Let's Make a Pact

“Now and Then” was an absolute staple of my girlhood. When it was brought up in class, my mind immediately raced back to the fourth grade and the weekends my best friend and I would spend watching the movie during sleepovers at her house. I specifically remember enjoying the thrill of watching something my mother wouldn’t have allowed in my own house (swearing! nudity! sex talk! never!). Needless to say, I was a bit of a Chrissy back in those days. Watching the movie this weekend helped me to appreciate the movie in an entirely new light, however, and fall even deeper in love with the story than I was before.
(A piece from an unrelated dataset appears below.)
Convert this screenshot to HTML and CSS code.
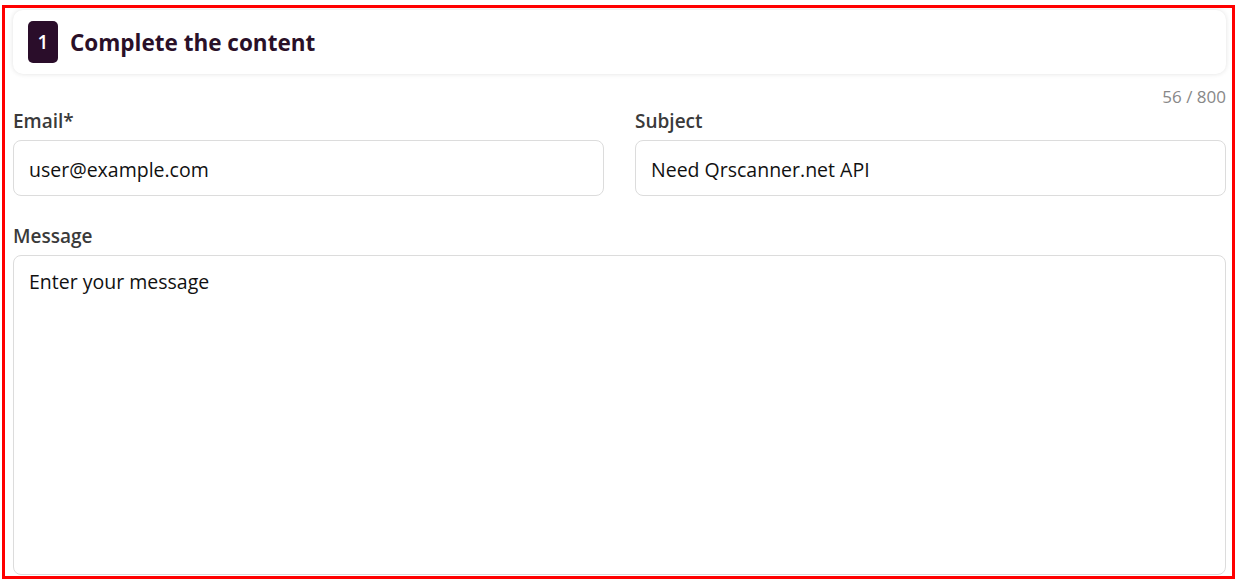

One recurring theme that I first began to notice during this watching was the adamant declaration of girlhood by the four young women. First reasserted by Chrissy in the restaurant when their waitress called them boys, and later by Roberta when she was told that girls couldn’t play softball, this insistence on being called “girls” was important in constructing the many different identities and personalities which can, and do, all fall under the category of “girlhood.” Despite the differences between feisty Roberta, mothering Chrissy, glamorous Teeny, and contemplative Samantha, each still insisted on their girlhood, thus illustrating the many different possibilities available to young women. This was a pleasant contrast to the two theoretical ideas often presented in scholarly work, that of girls as either consumer-obsessed, post-feminist girlies, or as drowning Ophelias in need of adult intervention.

Although the girls were greatly distanced from their parents – Teeny admitted she barely knew hers, Samantha’s were recently divorced, Roberta’s mother passed away, and Chrissy’s father was never seen – each did still play an important role in their daughter’s lives. Much of the plot revolves around each of the girls dealing with their familial struggles separately and together, and it is through these struggles that their own individual identities can be seen to form – Teeny’s constant need for attention and Roberta’s jokes about death, for example. The power that previous generations are capable of holding over young girls’ heads can thus be seen, along with the understanding that, despite what many girls grow up being taught, “no shit … parent’s aren’t always right.” By deconstructing previously held notions about the perfect family – through divorce, death, and a lack of honest education – the girls discover that are capable of carving out their own paths in life, and that they can – and should! – question the “ideal” life they are brought up buying into.

Ultimately, this movie is about girlhood blossoming into womanhood, and the promise that despite wherever independence and adult life brings an individual, the bonds formed between close friends never have to be broken by a society that fears the power of female relationships. As Samantha contemplates near the end of the film, “We all used to try so hard to fit in. We wanted to look exactly alike, do all the same things, practically be the same person, but when we weren't looking that all changed. The tree house was supposed to bring us more independence, but what the summer actually brought was independence from each other.” Although this moment could be representative of the end of the girls’ friendship, it actually symbolized the strength the girls gave each as they entered into adult life, and the pact that no matter where they were in life they would always return home to each other and the perfect treehouse they spent the best summer of their lives in search of.

Comments

Anonymous said…
you post is a great analysis of this movie. did you also notice how it delves into the structure of group-friendships? like how chrissy and roberta paired off, while teeny and samantha did the same when times got really hard? and how they would sometimes secretly dis the other pair in order to become stronger best friends? (teeny asks samantha: if you had to, who would you eat if you were deserted on an island? samantha: chrissy 'cause she'd feed more).
j.leigh said…
that's such an awesome point to bring up! that scene you're referring to in the tree house did bother me while i was watching it, as did many of the scenes with chrissy. i felt like she was often the joke around which much of their bonding took place, like when they'd purposely ask her about sex to make her feel uncomfortable, or when the bird dumped in her hair (i feel so silly typing that.) i think the girls' teasing and gossiping was very accurate to real life, although the consequences are usually worse in reality, because someone is always bound to find out what is being said. i would have liked to have seen this splitting off developed more in the story, but i'm really glad you brought it up.
j.leigh said…
ok, thinking about this more, i wonder what their breaking off into pairs is saying about groups of women in general. i feel as if whenever women gather together, there is often backlash from a society which fears this strength in numbers. in academia at least, the backlash against feminism is usually considered in part to be formed out of the fear of change which can occur when women are brought together to discuss or fight against the patriarchal society in which we live. this backlash is not only harmful to the feminist agenda, but to women's relationships on an individual level where fear of backlash or suspicion may prevent women from forming numerous relationships with other women. i'm not necessarily suggesting that "now and then" was written with such larger issues in mind, but rather that it represents microcosmically the ways in which in women are socialized to have one "best friend," mere pleasantries with other women, and intimate relationships with male counterparts, rather than with females.

whew. i hope this makes some coherent sense!